Stevenson flashed a rare combination of power and athleticism at 6’0”, 230 pounds. According to Pro Football Reference, Stevenson ranked fourth in the league in yards after contact per attempt (2.7 yards) last season. He also graded out as Pro Football Focus’ fourth-best running back in the second half of the season, averaging 4.8 yards per carry. 

The 2021 fourth-round pick presents a three-down option as a pass catcher. New England will need to replace Brandon Bolden’s production as the leading receiver out of the backfield after he left to join McDaniels in Las Vegas. James White served as the Patriots’ primary receiving back in prior years but is still hobbled by a Week 3 hip injury that ended his season last year and will start camp on the PUP list. Stevenson’s physical attributes and versatility could have him challenging Harris for the lead spot in the backfield. 

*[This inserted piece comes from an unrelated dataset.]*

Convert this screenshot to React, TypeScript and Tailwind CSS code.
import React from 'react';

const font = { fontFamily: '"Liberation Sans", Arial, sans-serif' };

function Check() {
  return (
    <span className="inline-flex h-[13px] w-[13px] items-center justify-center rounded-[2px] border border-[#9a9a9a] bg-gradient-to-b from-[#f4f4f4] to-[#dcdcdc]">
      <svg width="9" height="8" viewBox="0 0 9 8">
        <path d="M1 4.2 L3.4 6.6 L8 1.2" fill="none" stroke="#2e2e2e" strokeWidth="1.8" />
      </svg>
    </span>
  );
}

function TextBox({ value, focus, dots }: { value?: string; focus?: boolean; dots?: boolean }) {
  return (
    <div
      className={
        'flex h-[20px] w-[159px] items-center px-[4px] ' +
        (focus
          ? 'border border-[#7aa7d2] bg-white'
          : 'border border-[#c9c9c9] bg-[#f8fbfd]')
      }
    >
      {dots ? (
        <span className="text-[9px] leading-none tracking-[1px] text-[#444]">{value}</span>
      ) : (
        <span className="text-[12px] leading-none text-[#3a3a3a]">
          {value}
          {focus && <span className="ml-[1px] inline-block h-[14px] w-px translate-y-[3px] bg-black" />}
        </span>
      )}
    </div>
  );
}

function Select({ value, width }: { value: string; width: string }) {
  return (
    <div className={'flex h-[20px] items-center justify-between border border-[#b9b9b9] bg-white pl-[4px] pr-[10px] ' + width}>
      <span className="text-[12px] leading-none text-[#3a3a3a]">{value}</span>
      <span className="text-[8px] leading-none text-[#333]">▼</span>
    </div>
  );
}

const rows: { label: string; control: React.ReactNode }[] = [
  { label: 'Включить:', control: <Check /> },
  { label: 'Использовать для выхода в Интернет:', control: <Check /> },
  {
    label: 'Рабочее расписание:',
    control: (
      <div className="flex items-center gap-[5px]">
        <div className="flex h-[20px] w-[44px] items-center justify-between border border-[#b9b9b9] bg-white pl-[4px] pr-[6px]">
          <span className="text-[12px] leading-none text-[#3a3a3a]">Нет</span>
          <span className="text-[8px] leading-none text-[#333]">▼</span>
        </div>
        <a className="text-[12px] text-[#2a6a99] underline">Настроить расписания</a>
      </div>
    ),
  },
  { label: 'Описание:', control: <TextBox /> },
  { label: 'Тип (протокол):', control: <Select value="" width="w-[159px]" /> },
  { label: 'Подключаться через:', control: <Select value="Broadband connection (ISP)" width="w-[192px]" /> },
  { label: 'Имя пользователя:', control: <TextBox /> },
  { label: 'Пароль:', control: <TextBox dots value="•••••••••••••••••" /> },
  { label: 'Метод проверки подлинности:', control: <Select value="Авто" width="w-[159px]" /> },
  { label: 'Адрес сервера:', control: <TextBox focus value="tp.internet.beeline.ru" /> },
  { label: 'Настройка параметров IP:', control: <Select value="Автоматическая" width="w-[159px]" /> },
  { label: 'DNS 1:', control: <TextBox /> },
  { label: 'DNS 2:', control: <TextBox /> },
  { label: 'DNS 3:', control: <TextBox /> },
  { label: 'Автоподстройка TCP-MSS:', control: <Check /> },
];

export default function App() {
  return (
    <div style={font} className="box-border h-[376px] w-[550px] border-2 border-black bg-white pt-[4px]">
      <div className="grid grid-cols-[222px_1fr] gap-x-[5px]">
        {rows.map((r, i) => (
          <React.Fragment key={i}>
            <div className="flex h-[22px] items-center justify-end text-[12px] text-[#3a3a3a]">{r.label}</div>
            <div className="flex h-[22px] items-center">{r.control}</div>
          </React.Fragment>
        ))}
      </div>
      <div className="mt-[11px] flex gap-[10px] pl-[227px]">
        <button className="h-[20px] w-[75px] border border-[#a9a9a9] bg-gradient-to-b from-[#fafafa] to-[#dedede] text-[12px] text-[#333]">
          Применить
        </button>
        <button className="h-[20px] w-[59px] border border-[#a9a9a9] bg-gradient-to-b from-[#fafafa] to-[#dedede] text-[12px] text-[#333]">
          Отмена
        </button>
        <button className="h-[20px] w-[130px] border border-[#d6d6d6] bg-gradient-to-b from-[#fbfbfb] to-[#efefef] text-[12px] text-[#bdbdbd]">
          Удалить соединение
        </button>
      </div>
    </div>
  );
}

Belichick drafted Pierre Strong Jr. out of South Dakota State in the fourth round this year. Strong led the FCS in rushing last season with 1,686 yards while proving capable as a receiver with 22 catches. The 5’11”, 207-pound back ran the fastest 40-yard dash among running backs at the combine at 4.37 seconds. 

New England also drafted Kevin Harris in the sixth round out of South Carolina. He will compete for the final roster spot with J.J. Taylor. White’s injury status is still up in the air. Another roster spot could open up if the veteran remains on the PUP list through camp. 


New England possesses a well-rounded group on offense heading into training camp. The offensive coordinator position and its effect on Mac Jones should gain some clarity in the coming weeks. 

How Strange and Onwenu hold up at the guard positions will be a storyline to monitor. Similarly, the battle for the number one receiver and running back positions will garner attention, as will the role of Jonnu Smith at tight end. 

Jones’ development will ultimately determine the ceiling of New England’s offense. If the quarterback builds upon what he did last year and young skill players like Bourne, Meyers, Harris, and Stevenson continue to improve, the Patriots offense could take a serious step forward in 2022.